**What the task requires:**
Write out each line that follows exactly as it stands, without the pictures.

□ □ □ □ □

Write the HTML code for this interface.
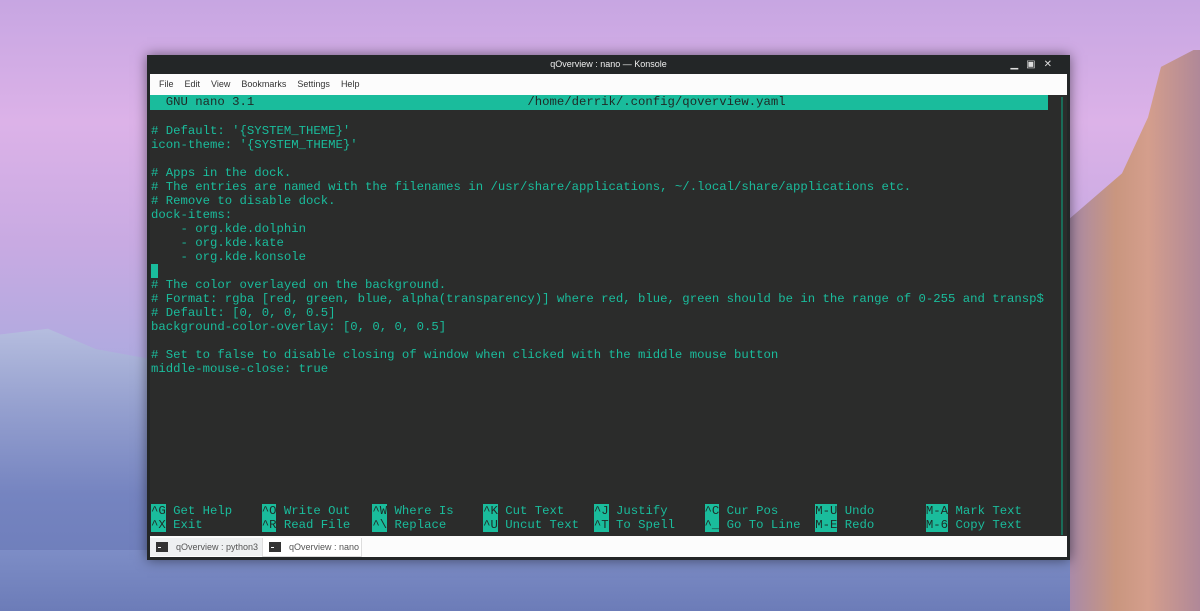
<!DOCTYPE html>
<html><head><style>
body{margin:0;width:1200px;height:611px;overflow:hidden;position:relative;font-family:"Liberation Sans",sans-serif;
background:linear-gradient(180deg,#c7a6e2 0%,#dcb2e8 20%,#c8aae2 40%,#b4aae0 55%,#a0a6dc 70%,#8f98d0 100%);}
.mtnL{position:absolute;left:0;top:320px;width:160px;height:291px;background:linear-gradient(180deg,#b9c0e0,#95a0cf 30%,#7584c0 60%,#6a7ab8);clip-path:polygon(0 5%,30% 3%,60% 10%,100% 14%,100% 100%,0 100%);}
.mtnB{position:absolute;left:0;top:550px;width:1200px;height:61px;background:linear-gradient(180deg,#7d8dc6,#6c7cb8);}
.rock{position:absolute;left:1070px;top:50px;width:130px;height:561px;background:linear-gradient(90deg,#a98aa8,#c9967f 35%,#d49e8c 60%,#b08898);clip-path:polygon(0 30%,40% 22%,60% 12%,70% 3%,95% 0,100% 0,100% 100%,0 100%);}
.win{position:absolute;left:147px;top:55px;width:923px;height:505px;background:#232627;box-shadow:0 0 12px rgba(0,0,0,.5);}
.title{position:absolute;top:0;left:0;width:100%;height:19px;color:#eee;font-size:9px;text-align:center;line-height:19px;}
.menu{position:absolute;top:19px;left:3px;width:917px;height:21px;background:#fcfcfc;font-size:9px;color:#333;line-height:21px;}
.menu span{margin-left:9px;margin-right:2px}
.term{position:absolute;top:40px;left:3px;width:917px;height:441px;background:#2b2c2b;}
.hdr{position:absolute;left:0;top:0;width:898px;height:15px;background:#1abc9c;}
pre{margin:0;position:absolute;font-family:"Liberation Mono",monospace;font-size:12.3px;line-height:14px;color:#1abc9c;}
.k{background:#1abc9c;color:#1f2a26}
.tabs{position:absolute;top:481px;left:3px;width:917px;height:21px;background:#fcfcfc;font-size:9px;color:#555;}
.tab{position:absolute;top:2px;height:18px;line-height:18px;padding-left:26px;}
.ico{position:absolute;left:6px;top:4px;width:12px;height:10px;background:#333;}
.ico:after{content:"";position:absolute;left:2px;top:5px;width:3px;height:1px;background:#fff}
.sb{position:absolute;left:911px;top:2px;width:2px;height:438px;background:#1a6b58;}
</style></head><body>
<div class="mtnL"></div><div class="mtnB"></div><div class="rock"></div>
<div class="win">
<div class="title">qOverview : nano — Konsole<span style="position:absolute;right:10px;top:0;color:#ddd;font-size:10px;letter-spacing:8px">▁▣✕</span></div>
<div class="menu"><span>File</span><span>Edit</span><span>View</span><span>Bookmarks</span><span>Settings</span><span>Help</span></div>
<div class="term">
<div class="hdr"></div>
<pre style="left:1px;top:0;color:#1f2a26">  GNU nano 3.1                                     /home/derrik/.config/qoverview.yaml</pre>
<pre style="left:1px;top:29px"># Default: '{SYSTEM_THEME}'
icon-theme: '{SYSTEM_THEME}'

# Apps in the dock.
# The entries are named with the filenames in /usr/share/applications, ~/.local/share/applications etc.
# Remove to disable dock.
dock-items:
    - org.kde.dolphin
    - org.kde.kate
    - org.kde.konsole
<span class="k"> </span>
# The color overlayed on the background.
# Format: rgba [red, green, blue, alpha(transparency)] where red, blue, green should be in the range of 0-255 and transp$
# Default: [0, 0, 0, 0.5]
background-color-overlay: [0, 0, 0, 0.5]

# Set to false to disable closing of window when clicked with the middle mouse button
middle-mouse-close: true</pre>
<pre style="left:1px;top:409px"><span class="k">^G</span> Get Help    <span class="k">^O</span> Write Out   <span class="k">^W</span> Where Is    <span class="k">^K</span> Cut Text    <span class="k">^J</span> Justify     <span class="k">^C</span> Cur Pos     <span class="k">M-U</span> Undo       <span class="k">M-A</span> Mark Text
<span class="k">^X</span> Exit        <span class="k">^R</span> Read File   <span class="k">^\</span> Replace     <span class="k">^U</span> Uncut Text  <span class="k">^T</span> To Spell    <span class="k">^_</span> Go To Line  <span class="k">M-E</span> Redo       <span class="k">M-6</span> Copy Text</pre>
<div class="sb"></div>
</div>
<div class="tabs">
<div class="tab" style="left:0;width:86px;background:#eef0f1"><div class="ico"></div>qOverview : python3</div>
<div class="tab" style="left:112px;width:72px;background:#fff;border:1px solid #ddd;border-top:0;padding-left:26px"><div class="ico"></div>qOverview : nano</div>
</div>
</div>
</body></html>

□ □ □ □ □

**Solution:**
Write the HTML code for this interface.
<!DOCTYPE html>
<html><head><style>
body{margin:0;width:1200px;height:611px;overflow:hidden;position:relative;font-family:"Liberation Sans",sans-serif;
background:linear-gradient(180deg,#c7a6e2 0%,#dcb2e8 20%,#c8aae2 40%,#b4aae0 55%,#a0a6dc 70%,#8f98d0 100%);}
.mtnL{position:absolute;left:0;top:320px;width:160px;height:291px;background:linear-gradient(180deg,#b9c0e0,#95a0cf 30%,#7584c0 60%,#6a7ab8);clip-path:polygon(0 5%,30% 3%,60% 10%,100% 14%,100% 100%,0 100%);}
.mtnB{position:absolute;left:0;top:550px;width:1200px;height:61px;background:linear-gradient(180deg,#7d8dc6,#6c7cb8);}
.rock{position:absolute;left:1070px;top:50px;width:130px;height:561px;background:linear-gradient(90deg,#a98aa8,#c9967f 35%,#d49e8c 60%,#b08898);clip-path:polygon(0 30%,40% 22%,60% 12%,70% 3%,95% 0,100% 0,100% 100%,0 100%);}
.win{position:absolute;left:147px;top:55px;width:923px;height:505px;background:#232627;box-shadow:0 0 12px rgba(0,0,0,.5);}
.title{position:absolute;top:0;left:0;width:100%;height:19px;color:#eee;font-size:9px;text-align:center;line-height:19px;}
.menu{position:absolute;top:19px;left:3px;width:917px;height:21px;background:#fcfcfc;font-size:9px;color:#333;line-height:21px;}
.menu span{margin-left:9px;margin-right:2px}
.term{position:absolute;top:40px;left:3px;width:917px;height:441px;background:#2b2c2b;}
.hdr{position:absolute;left:0;top:0;width:898px;height:15px;background:#1abc9c;}
pre{margin:0;position:absolute;font-family:"Liberation Mono",monospace;font-size:12.3px;line-height:14px;color:#1abc9c;}
.k{background:#1abc9c;color:#1f2a26}
.tabs{position:absolute;top:481px;left:3px;width:917px;height:21px;background:#fcfcfc;font-size:9px;color:#555;}
.tab{position:absolute;top:2px;height:18px;line-height:18px;padding-left:26px;}
.ico{position:absolute;left:6px;top:4px;width:12px;height:10px;background:#333;}
.ico:after{content:"";position:absolute;left:2px;top:5px;width:3px;height:1px;background:#fff}
.sb{position:absolute;left:911px;top:2px;width:2px;height:438px;background:#1a6b58;}
</style></head><body>
<div class="mtnL"></div><div class="mtnB"></div><div class="rock"></div>
<div class="win">
<div class="title">qOverview : nano — Konsole<span style="position:absolute;right:10px;top:0;color:#ddd;font-size:10px;letter-spacing:8px">▁▣✕</span></div>
<div class="menu"><span>File</span><span>Edit</span><span>View</span><span>Bookmarks</span><span>Settings</span><span>Help</span></div>
<div class="term">
<div class="hdr"></div>
<pre style="left:1px;top:0;color:#1f2a26">  GNU nano 3.1                                     /home/derrik/.config/qoverview.yaml</pre>
<pre style="left:1px;top:29px"># Default: '{SYSTEM_THEME}'
icon-theme: '{SYSTEM_THEME}'

# Apps in the dock.
# The entries are named with the filenames in /usr/share/applications, ~/.local/share/applications etc.
# Remove to disable dock.
dock-items:
    - org.kde.dolphin
    - org.kde.kate
    - org.kde.konsole
<span class="k"> </span>
# The color overlayed on the background.
# Format: rgba [red, green, blue, alpha(transparency)] where red, blue, green should be in the range of 0-255 and transp$
# Default: [0, 0, 0, 0.5]
background-color-overlay: [0, 0, 0, 0.5]

# Set to false to disable closing of window when clicked with the middle mouse button
middle-mouse-close: true</pre>
<pre style="left:1px;top:409px"><span class="k">^G</span> Get Help    <span class="k">^O</span> Write Out   <span class="k">^W</span> Where Is    <span class="k">^K</span> Cut Text    <span class="k">^J</span> Justify     <span class="k">^C</span> Cur Pos     <span class="k">M-U</span> Undo       <span class="k">M-A</span> Mark Text
<span class="k">^X</span> Exit        <span class="k">^R</span> Read File   <span class="k">^\</span> Replace     <span class="k">^U</span> Uncut Text  <span class="k">^T</span> To Spell    <span class="k">^_</span> Go To Line  <span class="k">M-E</span> Redo       <span class="k">M-6</span> Copy Text</pre>
<div class="sb"></div>
</div>
<div class="tabs">
<div class="tab" style="left:0;width:86px;background:#eef0f1"><div class="ico"></div>qOverview : python3</div>
<div class="tab" style="left:112px;width:72px;background:#fff;border:1px solid #ddd;border-top:0;padding-left:26px"><div class="ico"></div>qOverview : nano</div>
</div>
</div>
</body></html>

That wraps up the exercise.